**WRITTEN EXERCISE**
Return all lines from the listing below in which the string "with" occurs.

**RECORDED DATA**

--

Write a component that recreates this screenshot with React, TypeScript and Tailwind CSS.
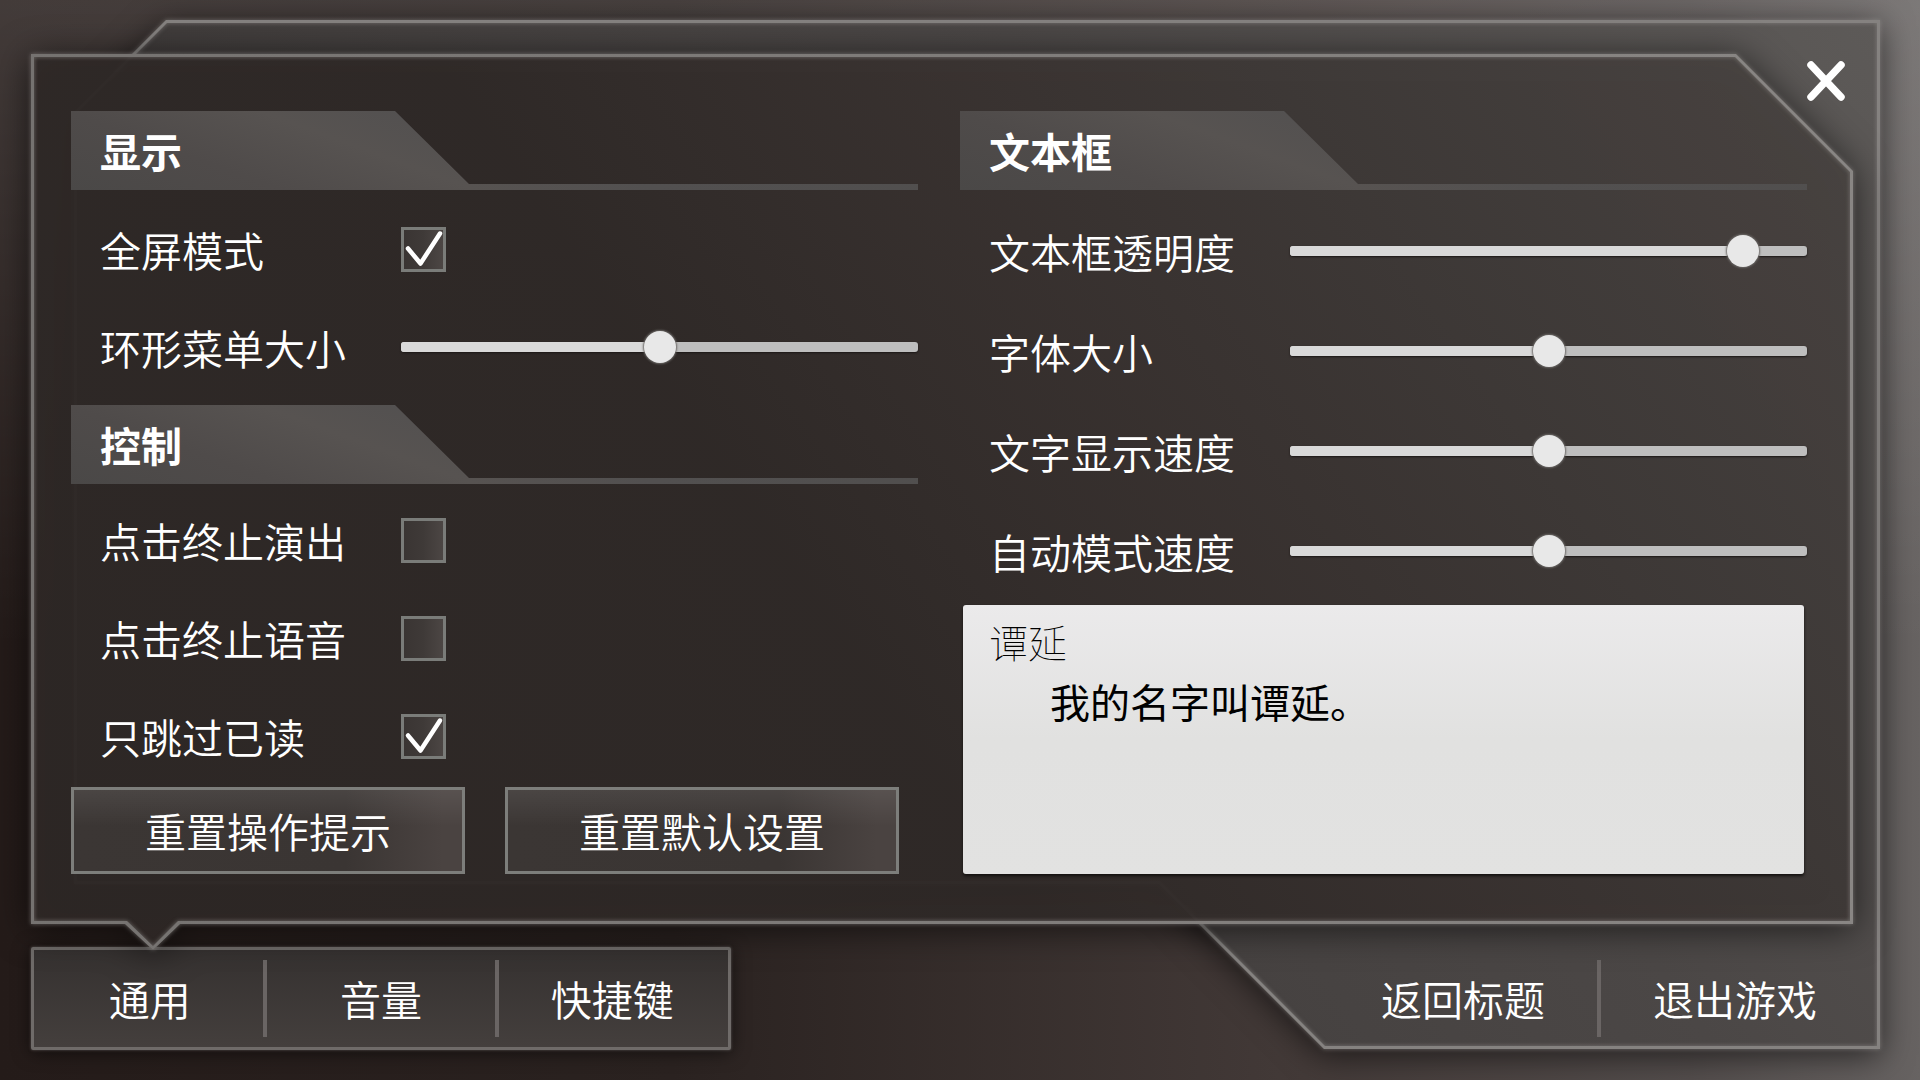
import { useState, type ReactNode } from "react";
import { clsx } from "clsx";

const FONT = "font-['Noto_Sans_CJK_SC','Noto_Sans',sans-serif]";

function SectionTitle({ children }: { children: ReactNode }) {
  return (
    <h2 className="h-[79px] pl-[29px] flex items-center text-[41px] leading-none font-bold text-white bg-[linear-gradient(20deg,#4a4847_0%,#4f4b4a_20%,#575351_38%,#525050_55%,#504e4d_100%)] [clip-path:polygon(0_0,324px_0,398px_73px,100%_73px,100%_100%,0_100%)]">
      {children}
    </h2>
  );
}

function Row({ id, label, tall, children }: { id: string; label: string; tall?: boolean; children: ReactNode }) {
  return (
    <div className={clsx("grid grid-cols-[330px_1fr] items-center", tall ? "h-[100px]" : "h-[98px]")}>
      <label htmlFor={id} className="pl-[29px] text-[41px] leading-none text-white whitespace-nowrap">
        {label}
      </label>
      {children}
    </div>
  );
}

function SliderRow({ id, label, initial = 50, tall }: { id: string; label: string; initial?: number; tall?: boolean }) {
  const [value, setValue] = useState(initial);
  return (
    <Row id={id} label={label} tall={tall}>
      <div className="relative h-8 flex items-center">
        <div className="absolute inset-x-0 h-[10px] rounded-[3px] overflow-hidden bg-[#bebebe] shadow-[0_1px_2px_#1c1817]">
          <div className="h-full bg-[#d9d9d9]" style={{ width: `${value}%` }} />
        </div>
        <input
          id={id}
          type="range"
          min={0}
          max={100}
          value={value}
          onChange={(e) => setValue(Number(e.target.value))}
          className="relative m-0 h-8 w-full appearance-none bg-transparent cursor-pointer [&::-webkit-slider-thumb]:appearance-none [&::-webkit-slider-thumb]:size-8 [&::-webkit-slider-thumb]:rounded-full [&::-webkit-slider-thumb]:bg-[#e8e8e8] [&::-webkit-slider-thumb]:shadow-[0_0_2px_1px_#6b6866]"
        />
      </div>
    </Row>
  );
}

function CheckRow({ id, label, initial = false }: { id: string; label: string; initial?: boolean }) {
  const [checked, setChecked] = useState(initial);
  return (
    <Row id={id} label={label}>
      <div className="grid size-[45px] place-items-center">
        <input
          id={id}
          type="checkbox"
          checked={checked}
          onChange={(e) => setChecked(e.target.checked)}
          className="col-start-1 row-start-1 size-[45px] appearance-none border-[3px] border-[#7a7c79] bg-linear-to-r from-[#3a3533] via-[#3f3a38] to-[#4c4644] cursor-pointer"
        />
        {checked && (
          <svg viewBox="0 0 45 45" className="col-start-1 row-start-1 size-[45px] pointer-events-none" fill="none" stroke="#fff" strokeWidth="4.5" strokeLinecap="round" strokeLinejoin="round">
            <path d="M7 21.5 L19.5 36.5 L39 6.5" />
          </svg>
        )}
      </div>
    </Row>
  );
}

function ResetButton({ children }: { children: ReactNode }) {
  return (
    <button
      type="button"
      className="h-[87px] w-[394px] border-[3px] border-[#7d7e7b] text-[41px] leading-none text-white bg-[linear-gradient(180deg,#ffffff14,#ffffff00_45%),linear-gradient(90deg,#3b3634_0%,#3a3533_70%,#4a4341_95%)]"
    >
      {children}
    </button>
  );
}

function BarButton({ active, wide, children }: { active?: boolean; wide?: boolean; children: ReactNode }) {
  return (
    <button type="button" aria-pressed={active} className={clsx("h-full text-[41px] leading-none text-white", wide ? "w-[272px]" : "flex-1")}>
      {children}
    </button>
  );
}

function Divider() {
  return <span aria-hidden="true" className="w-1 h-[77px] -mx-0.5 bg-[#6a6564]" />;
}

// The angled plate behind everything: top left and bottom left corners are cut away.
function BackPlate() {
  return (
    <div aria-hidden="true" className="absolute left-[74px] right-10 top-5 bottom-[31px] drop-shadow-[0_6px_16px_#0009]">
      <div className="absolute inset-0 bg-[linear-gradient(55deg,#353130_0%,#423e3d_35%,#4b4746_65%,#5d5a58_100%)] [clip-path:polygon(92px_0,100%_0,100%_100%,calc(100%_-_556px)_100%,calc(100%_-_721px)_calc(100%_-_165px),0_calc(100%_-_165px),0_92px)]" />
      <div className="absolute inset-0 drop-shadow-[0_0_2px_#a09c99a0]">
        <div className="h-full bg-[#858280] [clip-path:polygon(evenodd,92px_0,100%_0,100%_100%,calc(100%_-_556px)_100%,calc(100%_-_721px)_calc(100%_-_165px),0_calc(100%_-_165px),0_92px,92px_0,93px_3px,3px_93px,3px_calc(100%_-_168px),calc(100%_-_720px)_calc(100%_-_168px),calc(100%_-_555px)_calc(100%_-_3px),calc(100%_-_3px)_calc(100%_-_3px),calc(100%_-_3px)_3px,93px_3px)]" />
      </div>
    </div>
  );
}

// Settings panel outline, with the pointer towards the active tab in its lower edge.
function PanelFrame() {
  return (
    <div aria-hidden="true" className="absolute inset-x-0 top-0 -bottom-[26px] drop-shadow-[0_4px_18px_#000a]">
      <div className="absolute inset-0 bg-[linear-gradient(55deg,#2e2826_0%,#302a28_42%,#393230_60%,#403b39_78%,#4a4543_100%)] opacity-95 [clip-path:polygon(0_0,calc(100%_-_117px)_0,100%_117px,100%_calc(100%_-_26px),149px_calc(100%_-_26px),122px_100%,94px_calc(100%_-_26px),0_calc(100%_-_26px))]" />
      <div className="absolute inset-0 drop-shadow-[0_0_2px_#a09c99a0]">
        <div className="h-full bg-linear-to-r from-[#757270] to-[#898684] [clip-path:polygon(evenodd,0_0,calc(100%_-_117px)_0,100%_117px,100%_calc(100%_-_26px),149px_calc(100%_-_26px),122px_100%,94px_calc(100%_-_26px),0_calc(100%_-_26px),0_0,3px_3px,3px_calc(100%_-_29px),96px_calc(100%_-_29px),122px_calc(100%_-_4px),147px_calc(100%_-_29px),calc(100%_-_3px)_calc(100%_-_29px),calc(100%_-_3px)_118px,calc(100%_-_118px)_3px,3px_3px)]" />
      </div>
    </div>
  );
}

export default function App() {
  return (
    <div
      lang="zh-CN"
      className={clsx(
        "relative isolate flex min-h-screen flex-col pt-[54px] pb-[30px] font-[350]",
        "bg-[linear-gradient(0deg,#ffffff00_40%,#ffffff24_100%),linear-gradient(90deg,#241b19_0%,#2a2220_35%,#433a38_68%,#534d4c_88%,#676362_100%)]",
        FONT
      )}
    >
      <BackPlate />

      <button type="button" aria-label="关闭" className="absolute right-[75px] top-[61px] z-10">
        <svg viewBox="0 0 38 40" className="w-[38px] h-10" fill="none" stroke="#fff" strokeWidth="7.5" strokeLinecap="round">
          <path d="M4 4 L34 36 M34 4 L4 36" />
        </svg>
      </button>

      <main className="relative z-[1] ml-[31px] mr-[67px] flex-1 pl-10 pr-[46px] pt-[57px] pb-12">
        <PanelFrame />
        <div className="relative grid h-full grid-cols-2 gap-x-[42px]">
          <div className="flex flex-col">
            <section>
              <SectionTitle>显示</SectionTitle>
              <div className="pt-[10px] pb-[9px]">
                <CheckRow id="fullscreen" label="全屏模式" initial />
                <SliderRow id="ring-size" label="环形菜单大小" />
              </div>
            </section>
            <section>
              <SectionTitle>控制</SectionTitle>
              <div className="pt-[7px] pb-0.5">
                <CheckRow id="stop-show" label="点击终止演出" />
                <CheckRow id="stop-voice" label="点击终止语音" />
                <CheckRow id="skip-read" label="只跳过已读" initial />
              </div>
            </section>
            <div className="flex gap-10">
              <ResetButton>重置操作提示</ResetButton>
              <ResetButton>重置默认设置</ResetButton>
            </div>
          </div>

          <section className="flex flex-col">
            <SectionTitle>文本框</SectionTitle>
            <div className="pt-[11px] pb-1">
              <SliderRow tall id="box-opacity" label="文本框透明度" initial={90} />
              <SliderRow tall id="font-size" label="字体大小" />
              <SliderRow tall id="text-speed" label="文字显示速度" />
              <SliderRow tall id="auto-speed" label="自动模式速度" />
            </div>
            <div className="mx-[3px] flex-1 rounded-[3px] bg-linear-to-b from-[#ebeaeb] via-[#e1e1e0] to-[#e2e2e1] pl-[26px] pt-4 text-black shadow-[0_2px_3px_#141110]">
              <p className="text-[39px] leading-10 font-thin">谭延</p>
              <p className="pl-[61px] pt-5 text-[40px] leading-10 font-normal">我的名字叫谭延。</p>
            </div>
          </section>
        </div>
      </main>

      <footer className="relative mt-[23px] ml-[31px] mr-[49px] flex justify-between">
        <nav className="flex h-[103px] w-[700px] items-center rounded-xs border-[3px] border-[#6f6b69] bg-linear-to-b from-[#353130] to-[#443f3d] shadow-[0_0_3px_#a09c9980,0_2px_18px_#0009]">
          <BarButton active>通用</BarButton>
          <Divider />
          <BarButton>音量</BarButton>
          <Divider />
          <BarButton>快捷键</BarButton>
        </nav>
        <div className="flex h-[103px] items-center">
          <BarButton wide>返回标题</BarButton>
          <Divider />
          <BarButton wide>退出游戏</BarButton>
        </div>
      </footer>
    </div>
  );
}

--

**EXERCISE ANSWER**
Write a component that recreates this screenshot with React, TypeScript and Tailwind CSS.
// Settings panel outline, with the pointer towards the active tab in its lower edge.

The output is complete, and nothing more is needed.